### WHAT IS BEING ASKED
Extract the lines that carry the string "index" from the listing.

--- BEGIN SUPPLIED MATERIAL ---

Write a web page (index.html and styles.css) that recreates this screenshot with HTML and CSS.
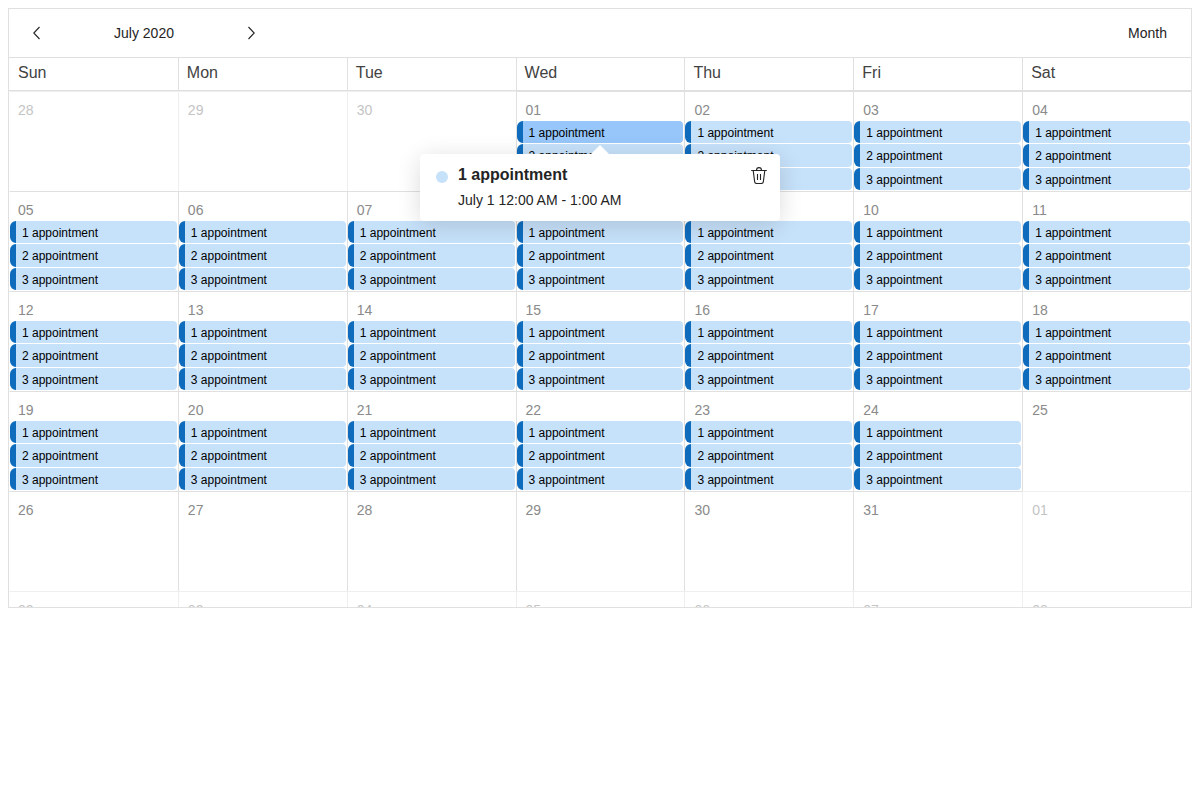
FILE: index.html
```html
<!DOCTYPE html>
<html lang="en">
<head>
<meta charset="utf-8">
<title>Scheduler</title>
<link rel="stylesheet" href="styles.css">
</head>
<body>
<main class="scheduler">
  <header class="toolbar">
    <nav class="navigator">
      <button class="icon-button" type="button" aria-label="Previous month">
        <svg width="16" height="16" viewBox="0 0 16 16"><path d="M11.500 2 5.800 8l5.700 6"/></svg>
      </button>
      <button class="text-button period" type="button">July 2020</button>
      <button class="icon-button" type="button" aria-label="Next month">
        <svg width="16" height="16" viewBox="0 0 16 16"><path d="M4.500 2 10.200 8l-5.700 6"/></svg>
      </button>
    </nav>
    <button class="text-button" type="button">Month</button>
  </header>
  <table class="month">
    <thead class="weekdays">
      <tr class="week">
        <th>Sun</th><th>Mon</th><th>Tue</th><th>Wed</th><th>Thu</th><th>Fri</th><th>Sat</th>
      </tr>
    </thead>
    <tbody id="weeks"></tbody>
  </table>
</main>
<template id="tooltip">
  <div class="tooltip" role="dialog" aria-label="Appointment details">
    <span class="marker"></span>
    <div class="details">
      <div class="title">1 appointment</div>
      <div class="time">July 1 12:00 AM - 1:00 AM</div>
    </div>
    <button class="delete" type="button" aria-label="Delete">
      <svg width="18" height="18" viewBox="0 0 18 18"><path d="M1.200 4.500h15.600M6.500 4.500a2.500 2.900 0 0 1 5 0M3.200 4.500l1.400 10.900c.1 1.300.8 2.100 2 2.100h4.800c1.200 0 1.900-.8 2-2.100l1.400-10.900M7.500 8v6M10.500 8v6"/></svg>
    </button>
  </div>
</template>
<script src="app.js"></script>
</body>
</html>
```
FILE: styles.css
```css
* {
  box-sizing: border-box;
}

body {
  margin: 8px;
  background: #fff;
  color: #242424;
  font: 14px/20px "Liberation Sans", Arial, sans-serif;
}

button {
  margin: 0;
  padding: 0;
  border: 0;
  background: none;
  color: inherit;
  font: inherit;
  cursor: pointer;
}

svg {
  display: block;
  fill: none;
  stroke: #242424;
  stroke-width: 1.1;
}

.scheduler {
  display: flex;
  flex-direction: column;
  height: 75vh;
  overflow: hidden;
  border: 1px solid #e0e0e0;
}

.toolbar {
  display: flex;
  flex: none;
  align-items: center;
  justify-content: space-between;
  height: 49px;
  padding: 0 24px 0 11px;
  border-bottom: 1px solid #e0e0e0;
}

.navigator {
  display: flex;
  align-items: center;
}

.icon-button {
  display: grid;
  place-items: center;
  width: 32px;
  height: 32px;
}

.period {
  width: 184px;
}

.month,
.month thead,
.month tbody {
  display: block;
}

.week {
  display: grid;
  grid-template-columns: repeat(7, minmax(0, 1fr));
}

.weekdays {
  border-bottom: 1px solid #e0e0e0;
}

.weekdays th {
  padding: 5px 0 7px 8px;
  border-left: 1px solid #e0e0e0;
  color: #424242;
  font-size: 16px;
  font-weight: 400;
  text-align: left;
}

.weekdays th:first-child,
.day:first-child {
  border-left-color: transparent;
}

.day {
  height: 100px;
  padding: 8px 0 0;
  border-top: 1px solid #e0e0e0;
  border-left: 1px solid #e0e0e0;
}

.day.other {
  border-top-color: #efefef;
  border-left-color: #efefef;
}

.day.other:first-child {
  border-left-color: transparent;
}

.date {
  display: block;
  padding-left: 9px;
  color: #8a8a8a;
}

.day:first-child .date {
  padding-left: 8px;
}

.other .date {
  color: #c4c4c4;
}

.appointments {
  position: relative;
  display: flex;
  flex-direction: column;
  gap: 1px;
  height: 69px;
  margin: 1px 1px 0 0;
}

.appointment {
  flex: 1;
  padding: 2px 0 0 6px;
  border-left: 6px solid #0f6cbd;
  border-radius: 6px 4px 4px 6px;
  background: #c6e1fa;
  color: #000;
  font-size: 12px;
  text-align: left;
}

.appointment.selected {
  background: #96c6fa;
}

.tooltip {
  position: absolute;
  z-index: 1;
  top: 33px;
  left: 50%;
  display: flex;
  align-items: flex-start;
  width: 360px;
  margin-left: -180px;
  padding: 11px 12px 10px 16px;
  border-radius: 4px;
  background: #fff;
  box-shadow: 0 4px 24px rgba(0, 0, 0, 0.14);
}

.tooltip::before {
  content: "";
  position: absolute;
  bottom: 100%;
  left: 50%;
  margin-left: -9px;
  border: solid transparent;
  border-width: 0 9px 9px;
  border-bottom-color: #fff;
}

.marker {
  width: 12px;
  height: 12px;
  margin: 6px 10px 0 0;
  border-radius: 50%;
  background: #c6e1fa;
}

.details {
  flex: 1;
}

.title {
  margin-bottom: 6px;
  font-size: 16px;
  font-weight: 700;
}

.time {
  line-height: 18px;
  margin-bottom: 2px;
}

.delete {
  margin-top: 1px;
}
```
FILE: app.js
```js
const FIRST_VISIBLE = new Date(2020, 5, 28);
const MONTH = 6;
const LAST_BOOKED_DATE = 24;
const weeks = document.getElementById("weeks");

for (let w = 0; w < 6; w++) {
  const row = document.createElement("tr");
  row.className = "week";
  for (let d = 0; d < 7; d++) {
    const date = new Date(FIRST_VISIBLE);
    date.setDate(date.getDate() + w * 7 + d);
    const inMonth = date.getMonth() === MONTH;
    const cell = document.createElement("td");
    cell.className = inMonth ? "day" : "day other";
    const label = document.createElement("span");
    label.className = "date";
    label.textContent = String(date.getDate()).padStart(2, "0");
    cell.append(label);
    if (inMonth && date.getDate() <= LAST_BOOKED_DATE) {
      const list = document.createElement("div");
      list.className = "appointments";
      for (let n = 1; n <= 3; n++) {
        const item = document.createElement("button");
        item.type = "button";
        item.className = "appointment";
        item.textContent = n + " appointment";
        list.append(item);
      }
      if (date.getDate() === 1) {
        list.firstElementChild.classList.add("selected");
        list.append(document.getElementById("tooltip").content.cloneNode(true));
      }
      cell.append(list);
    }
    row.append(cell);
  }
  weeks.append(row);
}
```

--- END SUPPLIED MATERIAL ---

### REPLY TO THE EXERCISE
Write a web page (index.html and styles.css) that recreates this screenshot with HTML and CSS.
FILE: index.html
  z-index: 1;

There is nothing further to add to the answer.